On the other hand, prosecutors all over the country began taking a different look at their ongoing investigations. The idea of linking a small-time drug dealer to his capo or don appealed as much to a sheriff's deputy in Montana as it did to an assistant district attorney in Los Angeles.
In New York in late 1983, while indictments were still being prepared in the auto crime case, Ron Goldstock, Director, New York State Organized Crime Task Force, figured out the way to use RICO to hit a grand-slam home run against La Cosa Nostra. Earlier in his career he had helped draft the federal RICO laws.
Goldstock was the assistant district attorney in Manhattan who, ten years earlier, had listened to Joe Coffey's first breathless report from Munich on the Vatican case. The two remained close friends throughout their careers. Joe often passed on important intelligence information to the Organized Crime Task Force.

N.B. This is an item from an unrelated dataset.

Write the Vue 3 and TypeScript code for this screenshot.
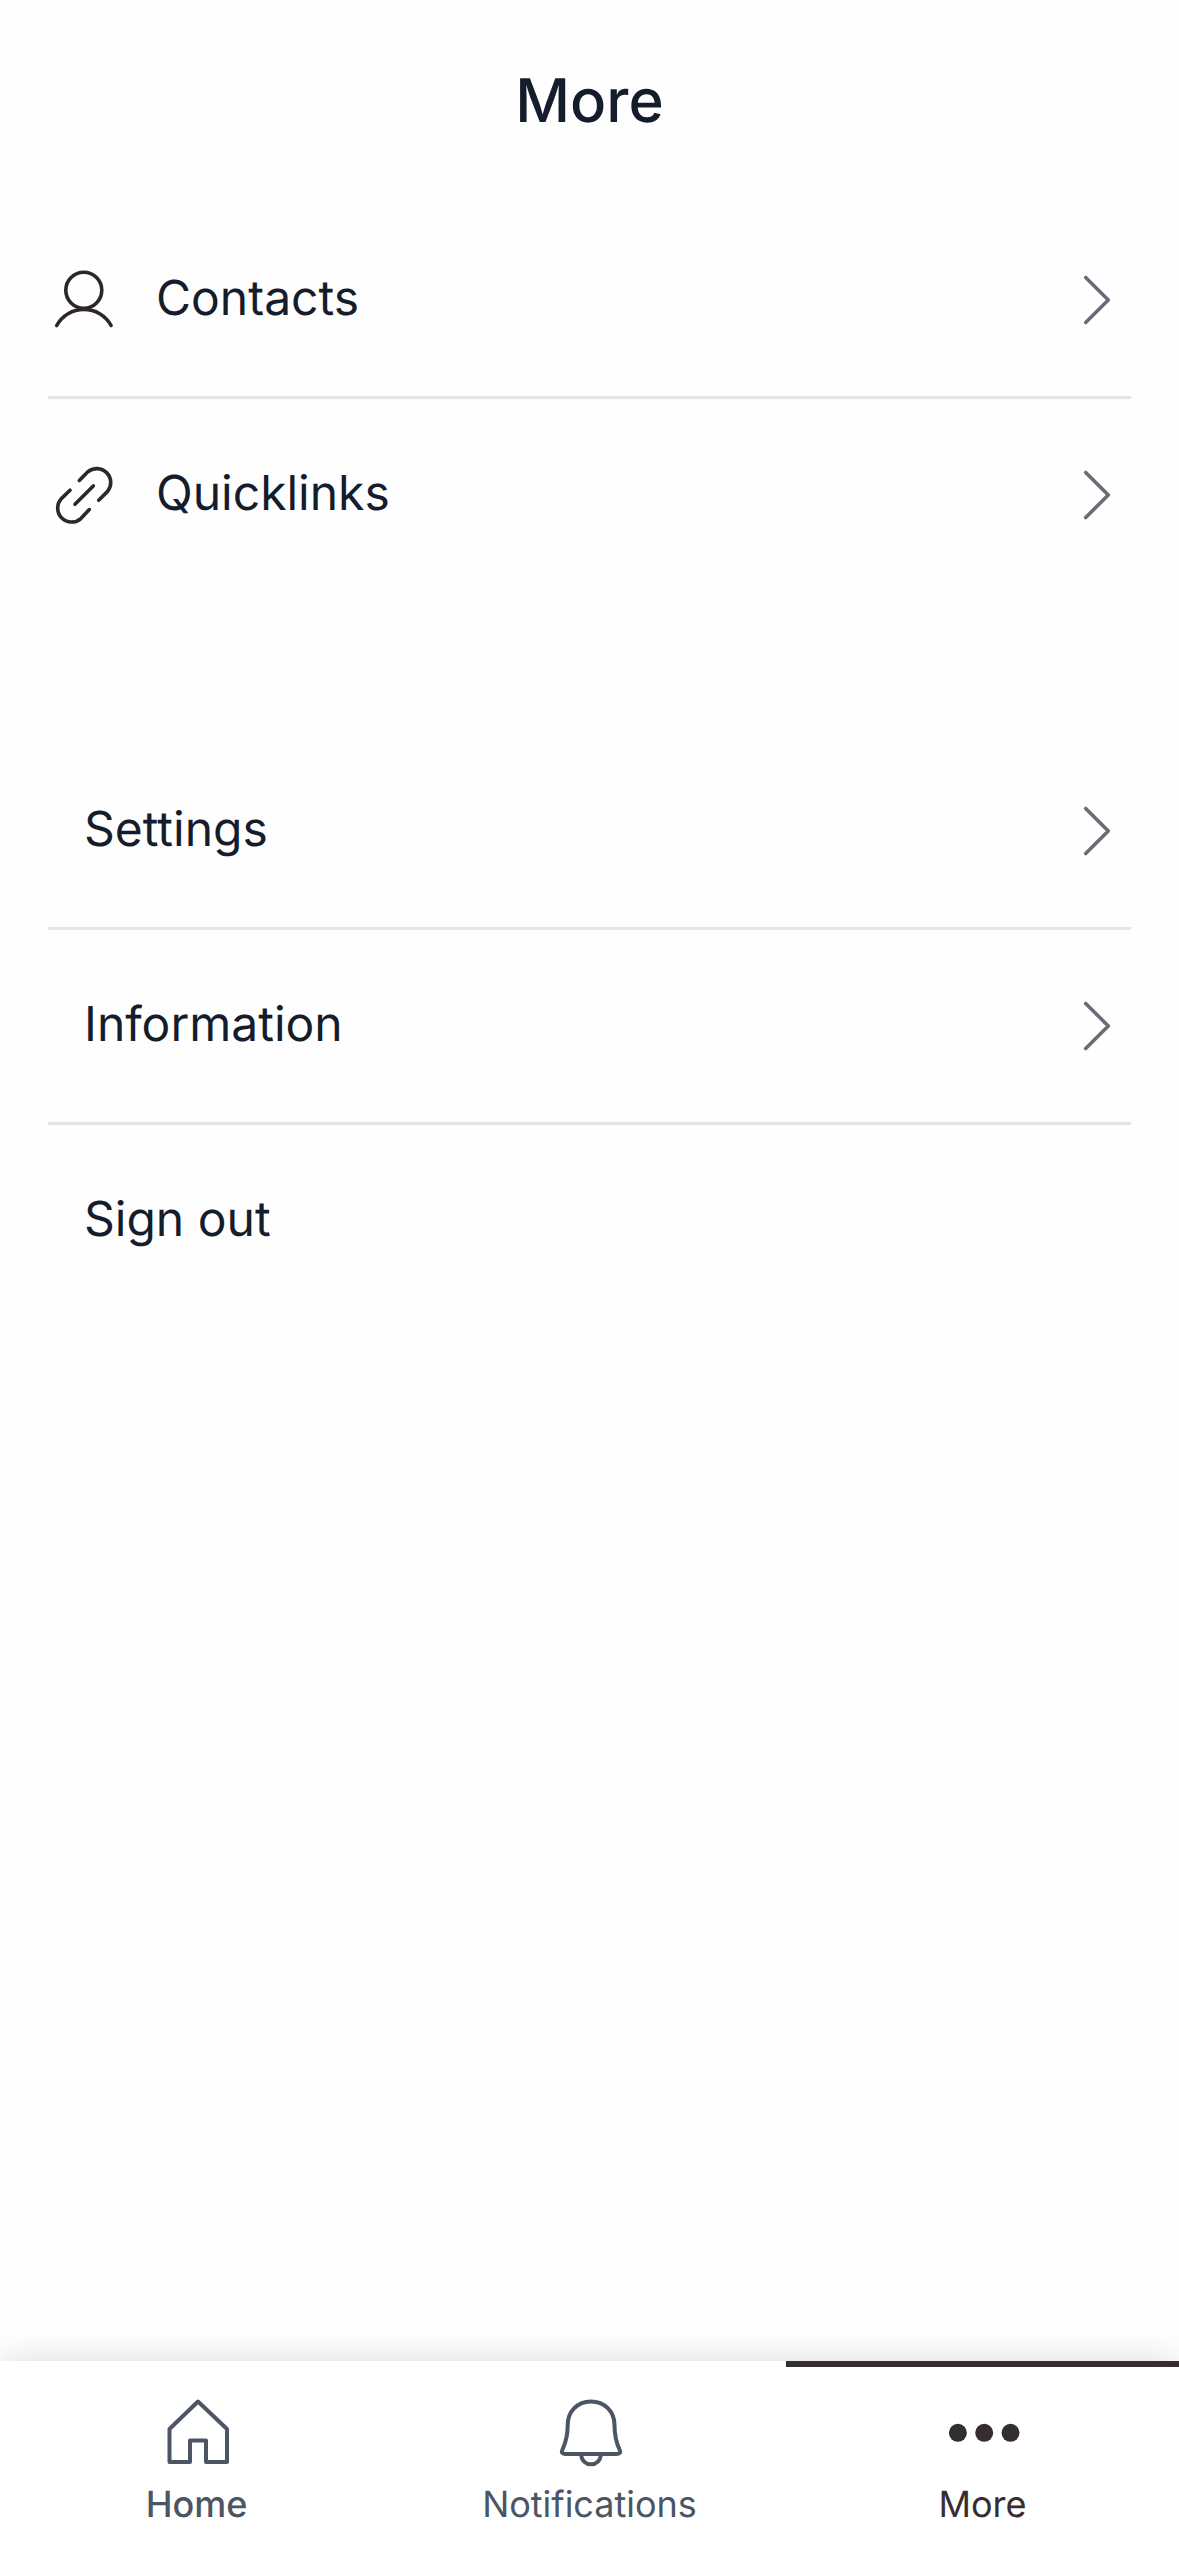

A few weeks after the auto crime indictments were officially brought against Castellano, Gaggi, and DeMeo, Goldstock visited Giuliani's office in St. Andrew's Plaza.
With Coffey and Walter Mack in the room he stepped to the blackboard across from Giuliani's desk.
“Ron was very serious. He looked Giuliani right in the eye as he held a piece of chalk near the blackboard. He said he thought he had a way to bring down New York's five Mafia dons including Castellano in one vast RICO indictment,” Coffey remembers.
Goldstock drew a circle representing a wheel on the blackboard. In the middle he drew the hub. He said the group should consider the hub to be a black 1982 Jaguar owned by Salvatore Avellino, Jr., whom Joe Coffey knew to be the chauffeur of Antonio “Tony Ducks” Corallo, godfather of the Lucchese crime family.
Next, Goldstock drew one spoke off the hub stopping at the perimeter of the circle. He said they should consider that spot the home of Paul Castellano. In reality, Coffey knew, it was a $2 million mansion on Staten Island called by its neighbors the “White House.”